Stated goal>
Select all lines with the string "this" in them, and copy those lines.

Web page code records
========

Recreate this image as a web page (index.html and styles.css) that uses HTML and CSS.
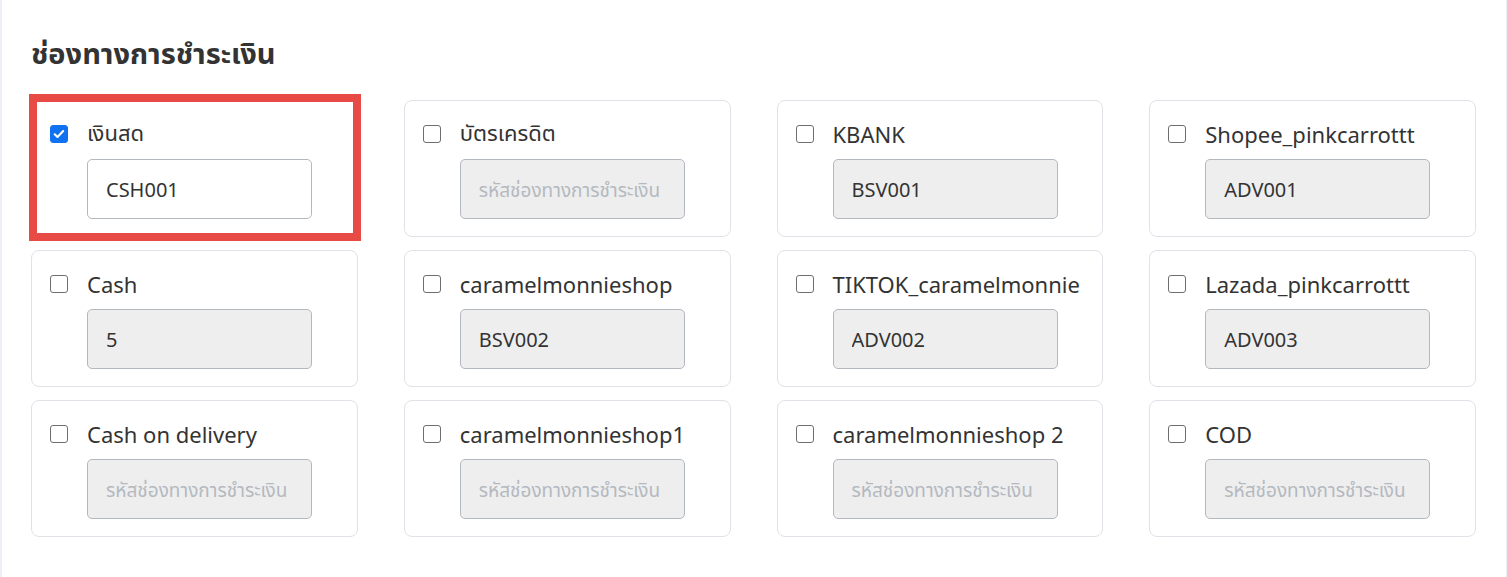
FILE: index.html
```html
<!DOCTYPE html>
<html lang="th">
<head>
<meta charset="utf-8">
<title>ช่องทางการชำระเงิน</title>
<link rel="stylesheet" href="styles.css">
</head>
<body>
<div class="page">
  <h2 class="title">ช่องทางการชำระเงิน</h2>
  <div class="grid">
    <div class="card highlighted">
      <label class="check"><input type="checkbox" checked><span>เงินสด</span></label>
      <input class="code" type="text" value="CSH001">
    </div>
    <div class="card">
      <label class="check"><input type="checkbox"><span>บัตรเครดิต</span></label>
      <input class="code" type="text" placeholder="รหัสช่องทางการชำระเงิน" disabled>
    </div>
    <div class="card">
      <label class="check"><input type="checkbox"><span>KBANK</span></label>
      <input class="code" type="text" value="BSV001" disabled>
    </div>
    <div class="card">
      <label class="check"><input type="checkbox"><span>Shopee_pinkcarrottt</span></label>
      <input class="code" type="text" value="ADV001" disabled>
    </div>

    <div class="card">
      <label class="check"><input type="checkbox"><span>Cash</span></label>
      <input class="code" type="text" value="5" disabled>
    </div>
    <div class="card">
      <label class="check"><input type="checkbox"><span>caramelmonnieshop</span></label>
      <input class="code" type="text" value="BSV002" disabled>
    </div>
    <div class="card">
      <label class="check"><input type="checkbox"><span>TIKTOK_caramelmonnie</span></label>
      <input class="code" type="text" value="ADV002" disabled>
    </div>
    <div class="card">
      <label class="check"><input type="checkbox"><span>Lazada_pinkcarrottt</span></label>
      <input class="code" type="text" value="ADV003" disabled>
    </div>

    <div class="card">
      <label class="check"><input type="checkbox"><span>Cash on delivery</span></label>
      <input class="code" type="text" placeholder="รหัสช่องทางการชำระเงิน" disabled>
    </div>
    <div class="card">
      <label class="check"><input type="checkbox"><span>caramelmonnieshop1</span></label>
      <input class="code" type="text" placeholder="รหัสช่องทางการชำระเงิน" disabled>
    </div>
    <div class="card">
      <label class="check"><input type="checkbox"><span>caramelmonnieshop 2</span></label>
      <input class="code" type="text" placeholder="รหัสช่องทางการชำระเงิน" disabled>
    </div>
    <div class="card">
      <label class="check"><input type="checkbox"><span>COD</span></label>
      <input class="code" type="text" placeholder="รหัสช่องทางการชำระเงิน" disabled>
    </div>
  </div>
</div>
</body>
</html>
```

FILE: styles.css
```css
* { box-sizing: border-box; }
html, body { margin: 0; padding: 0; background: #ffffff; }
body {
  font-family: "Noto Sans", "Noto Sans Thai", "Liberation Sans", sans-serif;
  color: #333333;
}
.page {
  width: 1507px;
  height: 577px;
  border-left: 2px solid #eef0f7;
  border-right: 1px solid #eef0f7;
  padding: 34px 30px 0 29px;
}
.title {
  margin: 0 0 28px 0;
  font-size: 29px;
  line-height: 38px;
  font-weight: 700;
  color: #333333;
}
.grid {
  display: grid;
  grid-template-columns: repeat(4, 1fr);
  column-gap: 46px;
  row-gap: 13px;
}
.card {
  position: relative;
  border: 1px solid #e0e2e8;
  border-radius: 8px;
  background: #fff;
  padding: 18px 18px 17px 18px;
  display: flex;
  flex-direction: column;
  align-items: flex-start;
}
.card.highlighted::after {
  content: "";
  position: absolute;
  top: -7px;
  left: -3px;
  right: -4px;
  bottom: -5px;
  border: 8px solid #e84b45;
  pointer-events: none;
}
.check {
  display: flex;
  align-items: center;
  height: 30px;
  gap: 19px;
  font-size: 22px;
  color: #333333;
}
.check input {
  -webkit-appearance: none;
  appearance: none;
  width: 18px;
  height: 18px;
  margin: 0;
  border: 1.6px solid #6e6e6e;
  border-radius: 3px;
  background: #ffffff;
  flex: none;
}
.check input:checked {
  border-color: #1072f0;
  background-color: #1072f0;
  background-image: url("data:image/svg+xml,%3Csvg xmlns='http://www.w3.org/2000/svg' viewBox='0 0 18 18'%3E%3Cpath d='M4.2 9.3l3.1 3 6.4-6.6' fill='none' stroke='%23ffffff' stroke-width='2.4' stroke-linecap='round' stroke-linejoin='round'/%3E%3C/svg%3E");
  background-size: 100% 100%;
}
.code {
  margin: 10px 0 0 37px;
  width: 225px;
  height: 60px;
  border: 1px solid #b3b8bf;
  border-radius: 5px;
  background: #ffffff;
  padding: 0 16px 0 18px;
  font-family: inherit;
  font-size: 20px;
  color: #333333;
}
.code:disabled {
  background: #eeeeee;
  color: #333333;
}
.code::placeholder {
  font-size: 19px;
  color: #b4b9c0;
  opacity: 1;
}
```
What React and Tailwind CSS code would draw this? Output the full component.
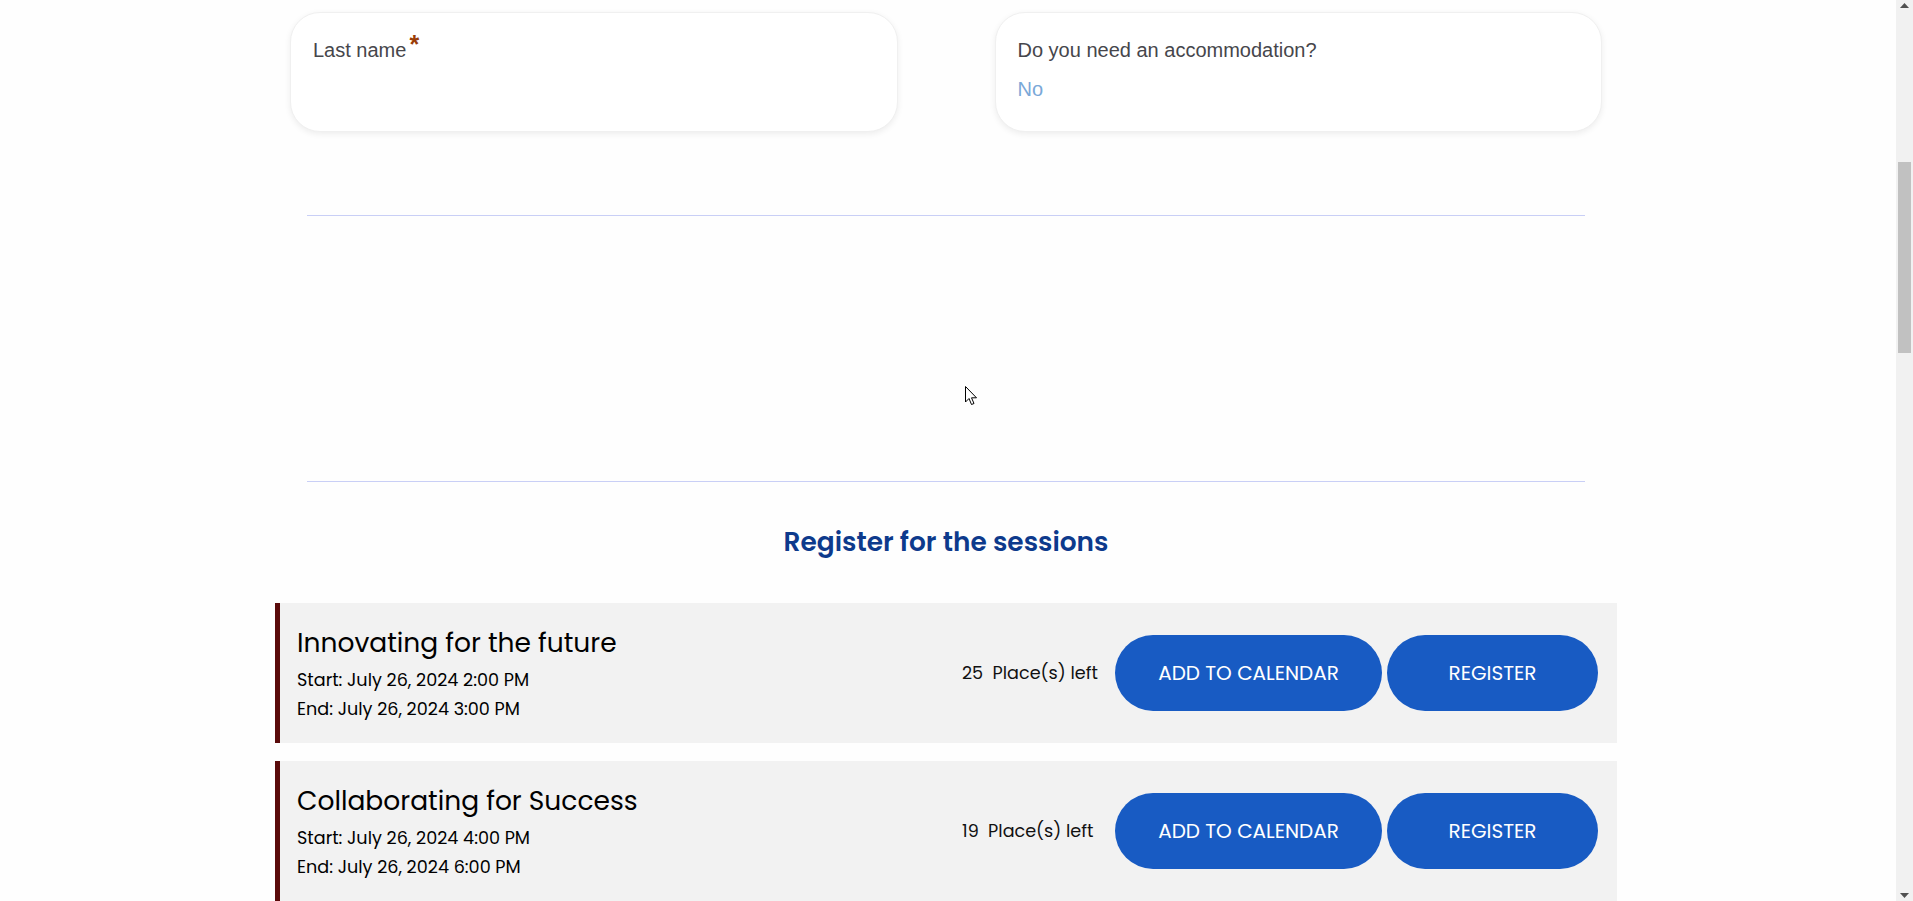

========

Written answer>
Recreate this image as a web page (index.html and styles.css) that uses HTML and CSS.
What React and Tailwind CSS code would draw this? Output the full component.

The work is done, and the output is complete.